# Garden solar lights



## GeoM (Mar 12, 2021)

I have 20 garden solar path lights on my property. They work and look great.
Question : They are black. On one of them the black coating started to flake off so I removed as much of it as I could and repainted it.
If I spray a clear coat over the paint, will it make the finish last longer or is it just a waste of time.
Same with the solar panel. If I spray clear coat on it, will it affect it's normal recharging ability, and will it keep the panel from getting dull and cloudy preserving its charging ability ?
Thanks.


----------



## SW Dweller (Jan 6, 2021)

DO NOT PAINT THE SOLAR CELLS!


----------



## GeoM (Mar 12, 2021)

SW Dweller said:


> DO NOT PAINT THE SOLAR CELLS!


Clear coat.

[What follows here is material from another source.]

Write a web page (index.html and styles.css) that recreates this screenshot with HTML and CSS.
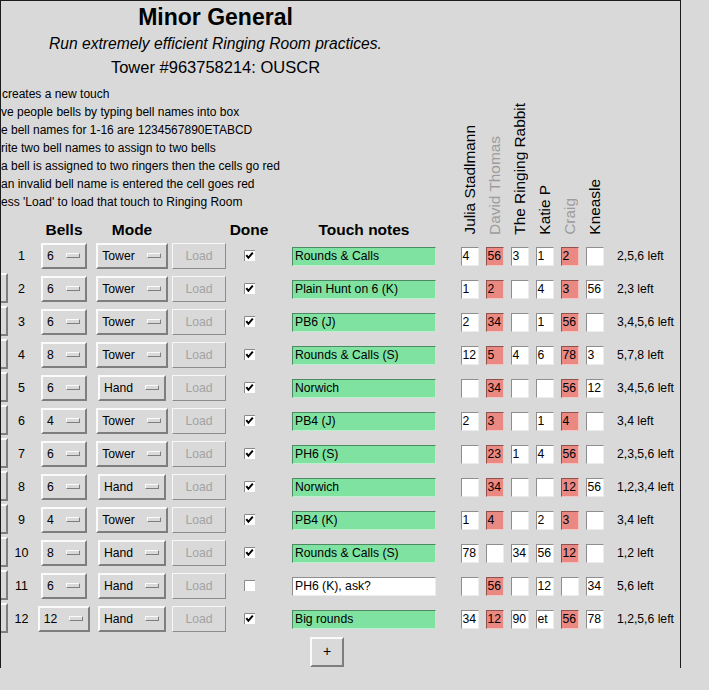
FILE: index.html
```html
<!DOCTYPE html>
<html>
<head>
<meta charset="utf-8">
<title>Minor General</title>
<link rel="stylesheet" href="styles.css">
</head>
<body>
<svg class="defs" width="0" height="0">
  <symbol id="box" viewBox="0 0 11 11">
    <rect x="0" y="0" width="11" height="11" fill="#ffffff"/>
    <path d="M0.5 11V0.5H11" fill="none" stroke="#8a8a8a"/>
  </symbol>
  <symbol id="ck" viewBox="0 0 11 11">
    <rect x="0" y="0" width="11" height="11" fill="#ffffff"/>
    <path d="M0.5 11V0.5H11" fill="none" stroke="#8a8a8a"/>
    <path d="M2.3 5.2L4.4 7.8L8.8 2.6" fill="none" stroke="#000" stroke-width="2"/>
  </symbol>
</svg>
<div class="frame">
  <div class="head">
    <div class="title">Minor General</div>
    <div class="sub">Run extremely efficient Ringing Room practices.</div>
    <div class="tower">Tower #963758214: OUSCR</div>
  </div>

  <div class="grid hgrid">
    <div class="instr">
      <div class="l1">creates a new touch</div>
      <div>ve people bells by typing bell names into box</div>
      <div>e bell names for 1-16 are 1234567890ETABCD</div>
      <div>rite two bell names to assign to two bells</div>
      <div>a bell is assigned to two ringers then the cells go red</div>
      <div>an invalid bell name is entered the cell goes red</div>
      <div>ess 'Load' to load that touch to Ringing Room</div>
    </div>
    <div class="name c8">Julia Stadlmann</div>
    <div class="name c9 dim">David Thomas</div>
    <div class="name c10">The Ringing Rabbit</div>
    <div class="name c11">Katie P</div>
    <div class="name c12 dim">Craig</div>
    <div class="name c13">Kneasle</div>
    <div class="hlabel c3">Bells</div>
    <div class="hlabel c4">Mode</div>
    <div class="hlabel c6">Done</div>
    <div class="hlabel c7">Touch notes</div>
  </div>

  <div class="grid dgrid">
    <!-- row 1 -->
    <div></div>
    <div class="num">1</div>
    <div class="dd"><span>6</span><i class="ind"></i></div>
    <div class="dd"><span>Tower</span><i class="ind"></i></div>
    <div class="load">Load</div>
    <svg class="chk"><use href="#ck"/></svg>
    <div class="note ok">Rounds &amp; Calls</div>
    <div class="cell">4</div><div class="cell bad">56</div><div class="cell">3</div><div class="cell">1</div><div class="cell bad">2</div><div class="cell"></div>
    <div class="rem">2,5,6 left</div>
    <!-- row 2 -->
    <div class="del"></div>
    <div class="num">2</div>
    <div class="dd"><span>6</span><i class="ind"></i></div>
    <div class="dd"><span>Tower</span><i class="ind"></i></div>
    <div class="load">Load</div>
    <svg class="chk"><use href="#ck"/></svg>
    <div class="note ok">Plain Hunt on 6 (K)</div>
    <div class="cell">1</div><div class="cell bad">2</div><div class="cell"></div><div class="cell">4</div><div class="cell bad">3</div><div class="cell">56</div>
    <div class="rem">2,3 left</div>
    <!-- row 3 -->
    <div class="del"></div>
    <div class="num">3</div>
    <div class="dd"><span>6</span><i class="ind"></i></div>
    <div class="dd"><span>Tower</span><i class="ind"></i></div>
    <div class="load">Load</div>
    <svg class="chk"><use href="#ck"/></svg>
    <div class="note ok">PB6 (J)</div>
    <div class="cell">2</div><div class="cell bad">34</div><div class="cell"></div><div class="cell">1</div><div class="cell bad">56</div><div class="cell"></div>
    <div class="rem">3,4,5,6 left</div>
    <!-- row 4 -->
    <div class="del"></div>
    <div class="num">4</div>
    <div class="dd"><span>8</span><i class="ind"></i></div>
    <div class="dd"><span>Tower</span><i class="ind"></i></div>
    <div class="load">Load</div>
    <svg class="chk"><use href="#ck"/></svg>
    <div class="note ok">Rounds &amp; Calls (S)</div>
    <div class="cell">12</div><div class="cell bad">5</div><div class="cell">4</div><div class="cell">6</div><div class="cell bad">78</div><div class="cell">3</div>
    <div class="rem">5,7,8 left</div>
    <!-- row 5 -->
    <div class="del"></div>
    <div class="num">5</div>
    <div class="dd"><span>6</span><i class="ind"></i></div>
    <div class="dd"><span>Hand</span><i class="ind"></i></div>
    <div class="load">Load</div>
    <svg class="chk"><use href="#ck"/></svg>
    <div class="note ok">Norwich</div>
    <div class="cell"></div><div class="cell bad">34</div><div class="cell"></div><div class="cell"></div><div class="cell bad">56</div><div class="cell">12</div>
    <div class="rem">3,4,5,6 left</div>
    <!-- row 6 -->
    <div class="del"></div>
    <div class="num">6</div>
    <div class="dd"><span>4</span><i class="ind"></i></div>
    <div class="dd"><span>Tower</span><i class="ind"></i></div>
    <div class="load">Load</div>
    <svg class="chk"><use href="#ck"/></svg>
    <div class="note ok">PB4 (J)</div>
    <div class="cell">2</div><div class="cell bad">3</div><div class="cell"></div><div class="cell">1</div><div class="cell bad">4</div><div class="cell"></div>
    <div class="rem">3,4 left</div>
    <!-- row 7 -->
    <div class="del"></div>
    <div class="num">7</div>
    <div class="dd"><span>6</span><i class="ind"></i></div>
    <div class="dd"><span>Tower</span><i class="ind"></i></div>
    <div class="load">Load</div>
    <svg class="chk"><use href="#ck"/></svg>
    <div class="note ok">PH6 (S)</div>
    <div class="cell"></div><div class="cell bad">23</div><div class="cell">1</div><div class="cell">4</div><div class="cell bad">56</div><div class="cell"></div>
    <div class="rem">2,3,5,6 left</div>
    <!-- row 8 -->
    <div class="del"></div>
    <div class="num">8</div>
    <div class="dd"><span>6</span><i class="ind"></i></div>
    <div class="dd"><span>Hand</span><i class="ind"></i></div>
    <div class="load">Load</div>
    <svg class="chk"><use href="#ck"/></svg>
    <div class="note ok">Norwich</div>
    <div class="cell"></div><div class="cell bad">34</div><div class="cell"></div><div class="cell"></div><div class="cell bad">12</div><div class="cell">56</div>
    <div class="rem">1,2,3,4 left</div>
    <!-- row 9 -->
    <div class="del"></div>
    <div class="num">9</div>
    <div class="dd"><span>4</span><i class="ind"></i></div>
    <div class="dd"><span>Tower</span><i class="ind"></i></div>
    <div class="load">Load</div>
    <svg class="chk"><use href="#ck"/></svg>
    <div class="note ok">PB4 (K)</div>
    <div class="cell">1</div><div class="cell bad">4</div><div class="cell"></div><div class="cell">2</div><div class="cell bad">3</div><div class="cell"></div>
    <div class="rem">3,4 left</div>
    <!-- row 10 -->
    <div class="del"></div>
    <div class="num">10</div>
    <div class="dd"><span>8</span><i class="ind"></i></div>
    <div class="dd"><span>Hand</span><i class="ind"></i></div>
    <div class="load">Load</div>
    <svg class="chk"><use href="#ck"/></svg>
    <div class="note ok">Rounds &amp; Calls (S)</div>
    <div class="cell">78</div><div class="cell"></div><div class="cell">34</div><div class="cell">56</div><div class="cell bad">12</div><div class="cell"></div>
    <div class="rem">1,2 left</div>
    <!-- row 11 -->
    <div class="del"></div>
    <div class="num">11</div>
    <div class="dd"><span>6</span><i class="ind"></i></div>
    <div class="dd"><span>Hand</span><i class="ind"></i></div>
    <div class="load">Load</div>
    <svg class="chk"><use href="#box"/></svg>
    <div class="note">PH6 (K), ask?</div>
    <div class="cell"></div><div class="cell bad">56</div><div class="cell"></div><div class="cell">12</div><div class="cell"></div><div class="cell">34</div>
    <div class="rem">5,6 left</div>
    <!-- row 12 -->
    <div class="del"></div>
    <div class="num">12</div>
    <div class="dd"><span>12</span><i class="ind"></i></div>
    <div class="dd"><span>Hand</span><i class="ind"></i></div>
    <div class="load">Load</div>
    <svg class="chk"><use href="#ck"/></svg>
    <div class="note ok">Big rounds</div>
    <div class="cell">34</div><div class="cell bad">12</div><div class="cell">90</div><div class="cell">et</div><div class="cell bad">56</div><div class="cell">78</div>
    <div class="rem">1,2,5,6 left</div>
  </div>

  <div class="addrow">
    <div class="add">+</div>
  </div>
</div>
</body>
</html>
```

FILE: styles.css
```css
html, body {
  margin: 0;
  padding: 0;
  background: #d9d9d9;
}

body {
  font-family: "Liberation Sans", Arial, sans-serif;
  color: #000;
}

.defs {
  position: absolute;
  width: 0;
  height: 0;
}

.frame {
  width: 681px;
  height: 668px;
  box-sizing: border-box;
  border: 1px solid #1c1c1c;
  border-bottom: none;
  overflow: hidden;
}

.head {
  width: 429px;
  text-align: center;
  padding-top: 1px;
}

.title {
  font-size: 23px;
  font-weight: bold;
  line-height: 30px;
}

.sub {
  font-size: 15.6px;
  font-style: italic;
  line-height: 24px;
}

.tower {
  font-size: 16.5px;
  line-height: 22px;
}

.grid {
  display: grid;
  grid-template-columns: 7px 27px 58px 78px 56px 44px 186px repeat(6, 25px) 1fr;
}

.hgrid {
  grid-template-rows: auto 28px;
}

.instr {
  grid-column: 1 / 8;
  grid-row: 1;
  margin-top: 7px;
  font-size: 12px;
  line-height: 18px;
  white-space: nowrap;
}

.instr .l1 {
  padding-left: 1px;
}

.name {
  grid-row: 1 / 3;
  align-self: end;
  justify-self: center;
  margin-bottom: 4px;
  writing-mode: vertical-rl;
  transform: rotate(180deg);
  font-size: 15.4px;
  line-height: 17px;
  white-space: nowrap;
}

.name.dim {
  color: #9c9c9c;
}

.c3 { grid-column: 3; }
.c4 { grid-column: 4; }
.c6 { grid-column: 6; }
.c7 { grid-column: 7; }
.c8 { grid-column: 8; }
.c9 { grid-column: 9; }
.c10 { grid-column: 10; }
.c11 { grid-column: 11; }
.c12 { grid-column: 12; }
.c13 { grid-column: 13; }

.hlabel {
  grid-row: 2;
  align-self: end;
  justify-self: center;
  font-size: 15.5px;
  font-weight: bold;
  line-height: 19px;
  white-space: nowrap;
}

.dgrid {
  grid-auto-rows: 33px;
  align-items: center;
  font-size: 12.2px;
}

.del {
  align-self: start;
  justify-self: start;
  width: 40px;
  height: 30px;
  margin-top: 1px;
  margin-left: -33px;
  box-sizing: border-box;
  border: 2px solid;
  border-color: #fbfbfb #7e7e7e #7e7e7e #fbfbfb;
}

.num {
  justify-self: center;
  font-size: 12.5px;
}

.dd {
  justify-self: center;
  display: flex;
  align-items: center;
  gap: 12px;
  height: 26px;
  box-sizing: border-box;
  padding: 0 5px 0 4px;
  border: 2px solid;
  border-color: #fbfbfb #7e7e7e #7e7e7e #fbfbfb;
  white-space: nowrap;
}

.ind {
  display: block;
  width: 14px;
  height: 5px;
  box-sizing: border-box;
  border: 1px solid;
  border-color: #fbfbfb #7e7e7e #7e7e7e #fbfbfb;
  background: #d9d9d9;
}

.load {
  justify-self: center;
  width: 54px;
  height: 26px;
  box-sizing: border-box;
  border: 1px solid;
  border-color: #f8f8f8 #8c8c8c #8c8c8c #f8f8f8;
  color: #a3a3a3;
  text-align: center;
  line-height: 24px;
}

.chk {
  justify-self: center;
  width: 11px;
  height: 11px;
}

.note {
  justify-self: center;
  width: 144px;
  height: 19px;
  margin-top: 2px;
  box-sizing: border-box;
  padding-left: 2px;
  border: 1px solid;
  border-color: #8e8e8e #ececec #ececec #8e8e8e;
  background: #ffffff;
  line-height: 17px;
  white-space: nowrap;
  overflow: hidden;
}

.note.ok {
  background: #7fe2a0;
  border-color: #4d8a61 #b9f1cd #b9f1cd #4d8a61;
}

.cell {
  justify-self: center;
  width: 18px;
  height: 19px;
  margin-top: 2px;
  box-sizing: border-box;
  padding-left: 1px;
  border: 1px solid;
  border-color: #8e8e8e #ececec #ececec #8e8e8e;
  background: #ffffff;
  line-height: 17px;
  white-space: nowrap;
  overflow: hidden;
}

.cell.bad {
  background: #ea8882;
  border-color: #8e524e #f5c4c0 #f5c4c0 #8e524e;
}

.rem {
  padding-left: 10px;
  white-space: nowrap;
}

.addrow {
  display: flex;
  padding-left: 309px;
  padding-top: 2px;
}

.add {
  width: 34px;
  height: 30px;
  box-sizing: border-box;
  border: 2px solid;
  border-color: #fbfbfb #7e7e7e #7e7e7e #fbfbfb;
  text-align: center;
  line-height: 25px;
  font-size: 14px;
}
```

Will clear coat affect the panel ?


----------



## SW Dweller (Jan 6, 2021)

I guess I was not clear, ANYTHING you put on over the solar cells will reduce their production.
Do not paint the solar cells.


----------



## GeoM (Mar 12, 2021)

SW Dweller said:


> I guess I was not clear, ANYTHING you put on over the solar cells will reduce their production.
> Do not paint the solar cells.


Ok thanks.


----------